Kathy Harding, CMP’s chief range officer, explains the primary responsibility of a range officer is safety: Making sure magazines are out, actions are open and safety flags in. Each line range officer is assigned a section of firing points to be in charge of, usually around 10, but it depends on the match.

“Some other duties include pit to line communication for things like marking targets, assisting with challenges and communicating with center line if an armorer is needed, delay updates or competitor issues,” she said. A newer range officer will be assigned a place between two experienced range officers so they’re never far away from someone who can help. If you don’t know what any of that means, don’t worry there is training for that!

Bruce communicates with a competitor to resolve an issue during a long range match.

Meet Bruce Tillotson. He has been part of the CMP NM Support Team at the National Matches as a Range officer for nine years. He is from Lodgepole, Nebraska, a small town with a population of 314 that boasts a gas station and a post office. He works installing solar water systems for ranchers to pump water for the cattle. In 2014, he saw an ad in the NRA American Rifleman Magazine looking for volunteers and decided to come give it a try. Although Bruce has been volunteering at Camp Perry for 9 years, he considers himself a newbie compared to some of the other support team members. 
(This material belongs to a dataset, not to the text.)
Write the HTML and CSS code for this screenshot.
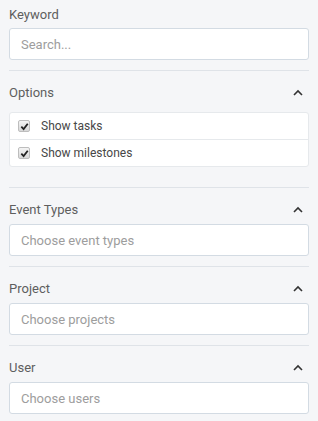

The first year was a learning curve for Bruce; everything was new and a little overwhelming. After one of the matches there was a group of range officers sitting in a table at the end of the day in the shade and invited Bruce to join as he walked by. “They had seen me struggling and so that’s when I learned the value of having somebody else that you can talk with about what went on in the day, get advice and you know, camaraderie or so.” This moment inspired Bruce to get together with three or four range officers to stay in a house on the base each year. 

Range Officers attend a training session before National Matches begin.

He invites the new and returning range and pit officers over to the house for food and drinks at the end of each day. He knows how overwhelming it can be. If they’re on their own, they’re less likely to return.  “If they have somebody to share their experiences with, you have somebody else that has been through the same thing then, maybe it isn’t so bad.” By providing a safe space to vent and learn from seasoned professionals, Bruce said he hopes that new support staff members won’t be so overwhelmed and be more likely to return the following year. Bruce has had over 16 people at the house for an evening of burgers and beverages!

A National Guard soldier helps to as a range officer for the Rimfire Match.

Bruce enjoys shooting WWI and pre-WWI rifles at a 1,000 yard steel range back at home, so he doesn’t participate in the National Matches but many of the Range Officers do while they’re here. 

Range officer indicating that the line is clear with a green paddle.

One of the best parts that keeps Bruce coming back year after year is watching different levels of marksmen and seeing the same faces year after year. “My favorite part is always the end of the day when you sit down, and the chaos is over. But the other thing is we get to see some really good shooters. And after you recognize a competitor who’s been here a couple of years, you can actually see that they’ve gotten better.”

Range officers check that weapons are free of magazines, actions open and yellow safety flag is inserted before declaring that the line is clear.

The range officer community is very welcoming and fun. Aside from the after-work dinners at Bruce’s place, Harding describes them as a family, especially when people stay as long as five weeks. Many of the support staff have days where they compete in matches too. So, if you’re considering volunteering for the 2024 National Matches, it’s likely to be an experience you won’t soon forget.

Gary Stevens and Mike Albracht pose for a photo at a match on Viale Range.

Find out more on the CMP NM Support Team by visiting https://thecmp.org/cmp-national-matches/competition-support-team-members/.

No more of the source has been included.